The Persians took him and brought him to Cyrus, who erected a pyre and mounted Croesus atop it, bound in chains, with twice seven sons of the Lydians beside him. Cyrus may have intended to sacrifice him as a victory-offering to some god, or he may have wished to fulfill a vow, or perhaps he had heard that Croesus was pious and put him atop the pyre to find out if some divinity would deliver him from being burned alive. So Cyrus did this.
As Croesus stood on the pyre, even though he was in such a wretched position it occurred to him that Solon had spoken with god’s help when he had said that no one among the living is fortunate. When this occurred to him, he heaved a deep sigh and groaned aloud after long silence, calling out three times the name “Solon.” Cyrus heard and ordered the interpreters to ask Croesus who he was invoking … He explained that first Solon the Athenian had come and seen all his fortune and spoken as if he despised it. Now everything had turned out for him as Solon had said, speaking no more of him than of every human being, especially those who think themselves fortunate.
While Croesus was relating all this, the pyre had been lit and the edges were on fire. When Cyrus heard from the interpreters what Croesus said, he relented and considered that he, a human being, was burning alive another human being, one his equal in good fortune.
In addition, he feared retribution, reflecting how there is nothing stable in human affairs. He ordered that the blazing fire be extinguished as quickly as possible, and that Croesus and those with him be taken down, but despite their efforts they could not master the fire.
Then the Lydians say that Croesus understood Cyrus’ change of heart, and when he saw everyone trying to extinguish the fire but unable to check it, he invoked Apollo, crying out that if Apollo had ever been given any pleasing gift by him, let him offer help and deliver him from the present evil.
Thus he in tears invoked the god, and suddenly out of a clear and windless sky clouds gathered, a storm broke, and it rained violently, extinguishing the pyre.
Even in this one text, Cyrus both does and does not execute Croesus, a figure whose proportions of historicity and legend are impossible to measure. In different variants of this tragic fall, Croesus puts up his own pyre for desperate self-immolation like the Steward of Gondor …

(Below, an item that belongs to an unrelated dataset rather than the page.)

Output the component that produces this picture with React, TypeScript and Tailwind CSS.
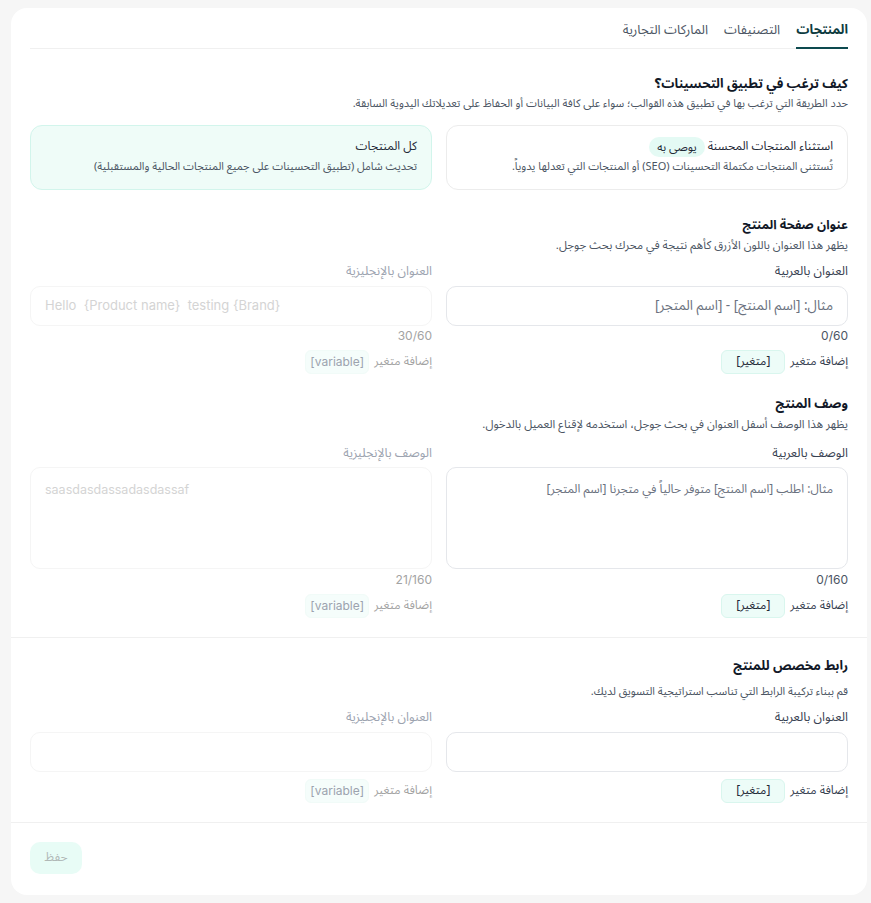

… or it is or is not successfully extinguished. A post-pyre Croesus then goes on to become a dutiful slave of Cyrus, the relationship of conquered and conquering kings full of aphorism and fable-ready vignettes with no dependable historical warrant.
* For the pedants in the room, the “Seven Wonders” roster was composed later in antiquity, and the Temple of Artemis made the list based on its rebuild version after the one put up by Croesus had been torched by the fame-seeking Herostratus.
** Croesus rated the Delphic oracle’s advice highly. Aesop, the fable guy got himself executed by the Delphians by misbehaving while in the course of delivering a tribute from Croesus.
† Allegedly, the unnerving sight of Cyrus’s camels arrayed for battle panicked the Lydian cavalry into flight.